### DATA PROVIDED

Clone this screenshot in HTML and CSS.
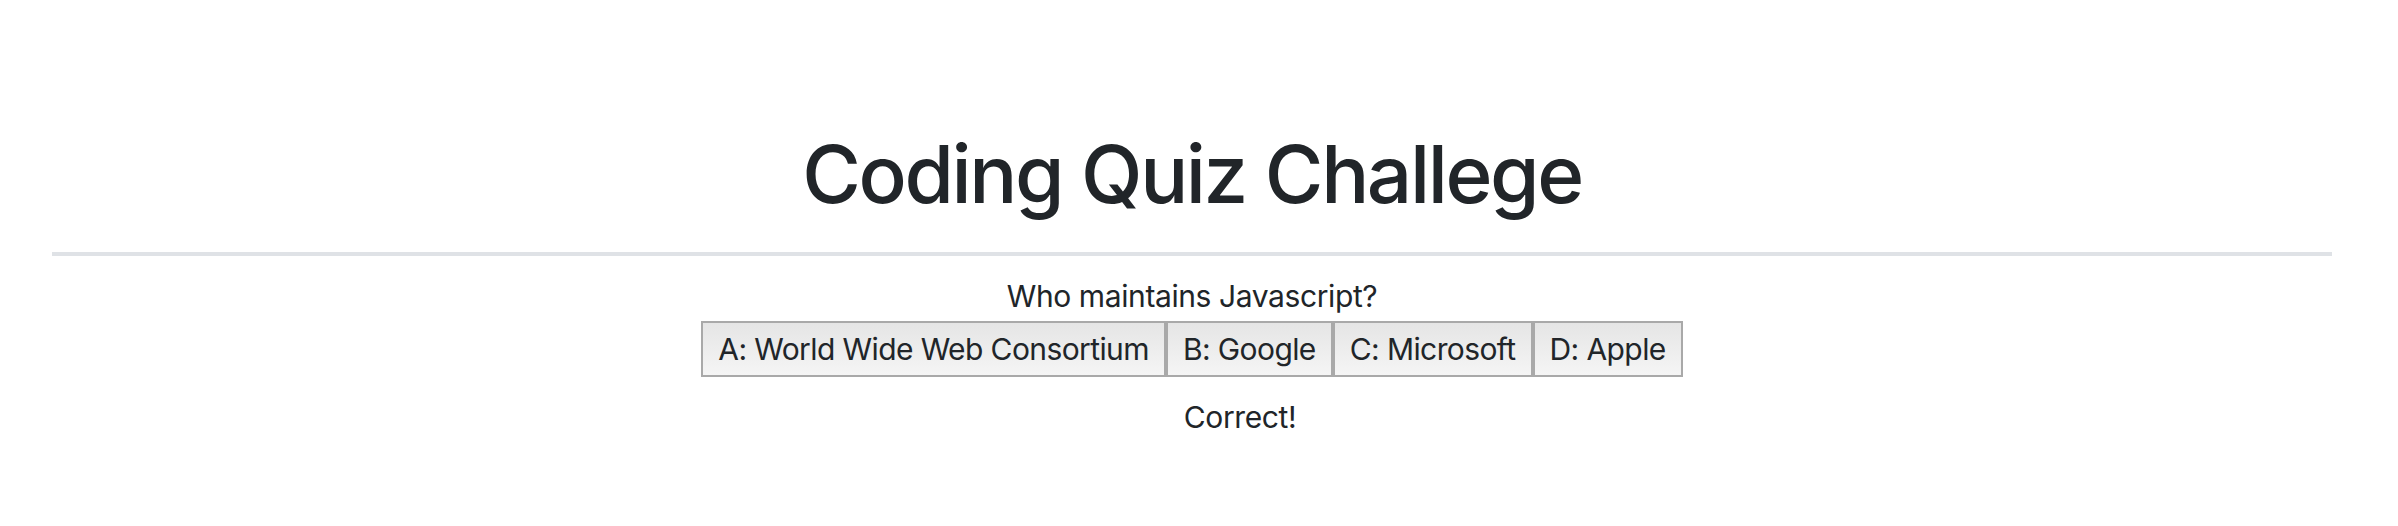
FILE: index.html
```html
<!DOCTYPE html>
<html lang="en">
<head>
<meta charset="utf-8">
<title>Coding Quiz Challege</title>
<link rel="stylesheet" href="styles.css">
</head>
<body>
<div class="container">
  <h1 class="title">Coding Quiz Challege</h1>
  <hr class="divider">
  <div class="quiz">
    <p class="question">Who maintains Javascript?</p>
    <div class="answers">
      <button class="answer">A: World Wide Web Consortium</button>
      <button class="answer">B: Google</button>
      <button class="answer">C: Microsoft</button>
      <button class="answer">D: Apple</button>
    </div>
    <p class="result">Correct!</p>
  </div>
</div>
</body>
</html>
```
FILE: styles.css
```css
html, body {
  margin: 0;
  padding: 0;
  background: #ffffff;
}
body {
  font-family: Inter, "Noto Sans", sans-serif;
  font-size: 30px;
  line-height: 38px;
  letter-spacing: -0.4px;
  color: #212529;
}
.container {
  margin: 0 66px 0 52px;
  padding-top: 126px;
}
.title {
  margin: 0;
  font-size: 80px;
  line-height: 96px;
  font-weight: 500;
  text-align: center;
  letter-spacing: -2.4px;
}
.divider {
  margin: 30px 0 0;
  border: 0;
  border-top: 4px solid #dfe2e6;
  height: 0;
}
.quiz {
  display: flex;
  flex-direction: column;
  align-items: center;
  padding-top: 21px;
}
.question {
  margin: 0;
}
.answers {
  display: flex;
  margin-top: 6px;
}
.answer {
  font-family: inherit;
  font-size: 30px;
  line-height: 38px;
  letter-spacing: -0.6px;
  color: #212529;
  padding: 7px 15px;
  margin: 0;
  border: 2px solid #a9a9a9;
  border-radius: 0;
  background: linear-gradient(to bottom, #e5e5e5, #f5f5f5);
}
.result {
  margin: 21px 0 0 96px;
}
```
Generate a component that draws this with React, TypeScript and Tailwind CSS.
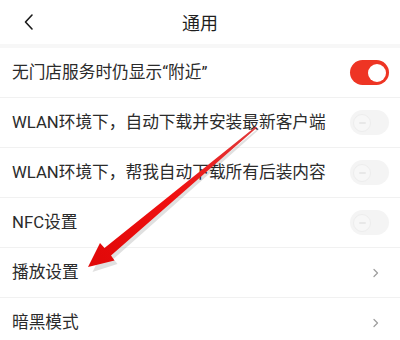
import React from "react";

const font = { fontFamily: "Roboto, 'Noto Sans CJK SC', sans-serif" };

function ToggleOn() {
  return (
    <div className="w-[39px] h-[25px] rounded-full bg-[#ee3524] flex items-center justify-end pr-[3px]">
      <div className="w-[18px] h-[18px] rounded-full bg-white" />
    </div>
  );
}

function ToggleOff() {
  return (
    <div className="w-[39px] h-[25px] rounded-full bg-[#f4f4f4] flex items-center justify-start pl-[3px]">
      <div className="w-[18px] h-[18px] rounded-full bg-[#f7f7f7] border border-[#ededed] flex items-center justify-center">
        <div className="w-[7px] h-[2px] rounded bg-[#e8e8e8]" />
      </div>
    </div>
  );
}

function Chevron() {
  return (
    <svg width="6" height="10" viewBox="0 0 6 10" className="mr-[10px]">
      <path d="M1 1.5 L4.5 5 L1 8.5" fill="none" stroke="#a0a0a0" strokeWidth="1.3" strokeLinecap="round" strokeLinejoin="round" />
    </svg>
  );
}

function Row({ label, right }: { label: string; right: React.ReactNode }) {
  return (
    <div className="h-[50px] flex items-center justify-between pl-[12px] pr-[11px] border-b border-[#f1f1f1]">
      <span className="text-[16.7px] text-[#2b2b2b] whitespace-nowrap">{label}</span>
      {right}
    </div>
  );
}

export default function App() {
  return (
    <div className="relative w-[400px] h-[340px] bg-white overflow-hidden" style={font}>
      <div className="relative h-[44px] flex items-center justify-center pt-[3px]">
        <svg width="14" height="18" viewBox="0 0 14 18" className="absolute left-[22px] top-[13px]">
          <path d="M10 2 L3.5 9 L10 16" fill="none" stroke="#1a1a1a" strokeWidth="1.6" strokeLinecap="round" strokeLinejoin="round" />
        </svg>
        <span className="text-[18px] text-[#1f1f1f]">通用</span>
      </div>
      <div className="h-[4px] bg-[#f7f7f7]" />
      <Row label="无门店服务时仍显示“附近”" right={<ToggleOn />} />
      <Row label="WLAN环境下，自动下载并安装最新客户端" right={<ToggleOff />} />
      <Row label="WLAN环境下，帮我自动下载所有后装内容" right={<ToggleOff />} />
      <Row label="NFC设置" right={<ToggleOff />} />
      <Row label="播放设置" right={<Chevron />} />
      <Row label="暗黑模式" right={<Chevron />} />
      <svg className="absolute inset-0 pointer-events-none" width="400" height="340" viewBox="0 0 400 340">
        <defs>
          <linearGradient id="ag" x1="256" y1="127" x2="90" y2="266" gradientUnits="userSpaceOnUse">
            <stop offset="0" stopColor="#e03a3a" />
            <stop offset="0.5" stopColor="#f01010" />
            <stop offset="1" stopColor="#e00808" />
          </linearGradient>
        </defs>
        <polygon
          points="257,128 112,257 116,262 91,270 103,246 106,250 256,127"
          fill="#000"
          opacity="0.12"
          transform="translate(1.5,2)"
        />
        <polygon
          points="257,127.5 111,255.5 114.5,260.5 88,267 100,243 104.5,248 255.5,126.8"
          fill="url(#ag)"
        />
      </svg>
    </div>
  );
}
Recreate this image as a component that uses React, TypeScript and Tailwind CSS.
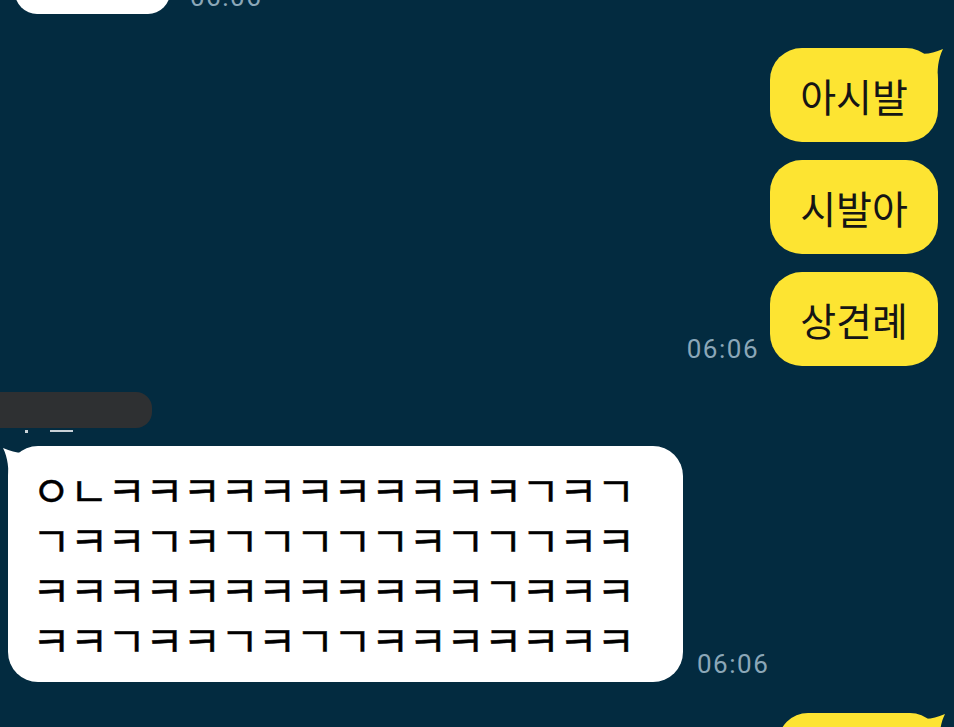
import React from "react";

const KR = { fontFamily: '"Noto Sans CJK KR", "Noto Sans", sans-serif' };
const TIME = { fontFamily: 'Roboto, "Noto Sans", sans-serif' };

// jamo rows of the long white message
const rows = [
  "ㅇㄴㅋㅋㅋㅋㅋㅋㅋㅋㅋㅋㅋㄱㅋㄱ",
  "ㄱㅋㅋㄱㅋㄱㄱㄱㄱㄱㅋㄱㄱㄱㅋㅋ",
  "ㅋㅋㅋㅋㅋㅋㅋㅋㅋㅋㅋㅋㄱㅋㅋㅋ",
  "ㅋㅋㄱㅋㅋㄱㅋㄱㄱㅋㅋㅋㅋㅋㅋㅋ",
];

function Time({ className = "" }: { className?: string }) {
  return (
    <span style={TIME} className={`text-[26px] leading-none tracking-[1.5px] text-[#8ba7b8] ${className}`}>
      06:06
    </span>
  );
}

function RightTail() {
  return (
    <svg className="absolute -right-[7px] top-[0px]" width="28" height="36" viewBox="0 0 28 36">
      <path d="M0 5 C9 7 16 5 26 1 C21 11 20 22 21 34 L0 34 Z" fill="#fde432" />
    </svg>
  );
}

function LeftTail() {
  return (
    <svg className="absolute -left-[7px] top-[1px]" width="28" height="36" viewBox="0 0 28 36">
      <path d="M28 5 C19 7 12 5 2 1 C7 11 8 22 7 34 L28 34 Z" fill="#ffffff" />
    </svg>
  );
}

function YellowBubble({ text, tail = false }: { text: string; tail?: boolean }) {
  return (
    <div
      style={KR}
      className="relative flex h-[94px] w-[168px] items-center justify-center rounded-[32px] bg-[#fde432] text-[39px] text-[#151515]"
    >
      {tail && <RightTail />}
      <span className="relative">{text}</span>
    </div>
  );
}

export default function App() {
  return (
    <div className="h-[727px] w-[954px] overflow-hidden bg-[#032b40]">
      <div className="flex flex-col">
        {/* previous message, mostly scrolled out */}
        <div className="-mt-[46px] flex items-end gap-[20px] pl-[15px]">
          <div className="h-[60px] w-[155px] rounded-[22px] bg-white" />
          <Time className="mb-[4px]" />
        </div>

        {/* my messages */}
        <div className="mt-[34px] flex flex-col items-end gap-[18px] pr-[16px]">
          <YellowBubble text="아시발" tail />
          <YellowBubble text="시발아" />
          <div className="flex items-end gap-[11px]">
            <Time className="mb-[4px]" />
            <YellowBubble text="상견례" />
          </div>
        </div>

        {/* sender name (hidden) */}
        <div className="mt-[26px] h-[36px] w-[152px] rounded-r-[16px] bg-[#2e3032]" />
        <div className="flex h-[18px] items-start pt-[2px]">
          <span className="ml-[25px] h-[3px] w-[3px] bg-[#c9d2d8]" />
          <span className="ml-[22px] h-[2px] w-[23px] bg-[#c9d2d8]" />
        </div>

        {/* their message */}
        <div className="flex items-end gap-[14px] pl-[8px]">
          <div className="relative w-[675px] rounded-[30px] bg-white pb-[18px] pl-[24px] pt-[18px]">
            <LeftTail />
            <div style={KR} className="relative text-[42px] leading-[50px] tracking-[-1px] text-black [-webkit-text-stroke:0.4px_black]">
              {rows.map((r) => (
                <div key={r} className="whitespace-nowrap">
                  {r}
                </div>
              ))}
            </div>
          </div>
          <Time className="mb-[5px]" />
        </div>

        {/* next message, cut off */}
        <div className="mt-[31px] flex justify-end pr-[14px]">
          <div className="relative h-[60px] w-[162px] rounded-[30px] bg-[#fde432]">
            <RightTail />
          </div>
        </div>
      </div>
    </div>
  );
}
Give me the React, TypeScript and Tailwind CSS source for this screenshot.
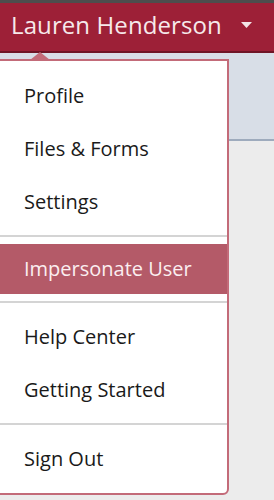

### EXERCISE REQUIREMENTS
Each line that holds the word "screenshot" is to be copied.

### TASK ANSWER
Clone this screenshot in HTML and CSS.
Give me the React, TypeScript and Tailwind CSS source for this screenshot.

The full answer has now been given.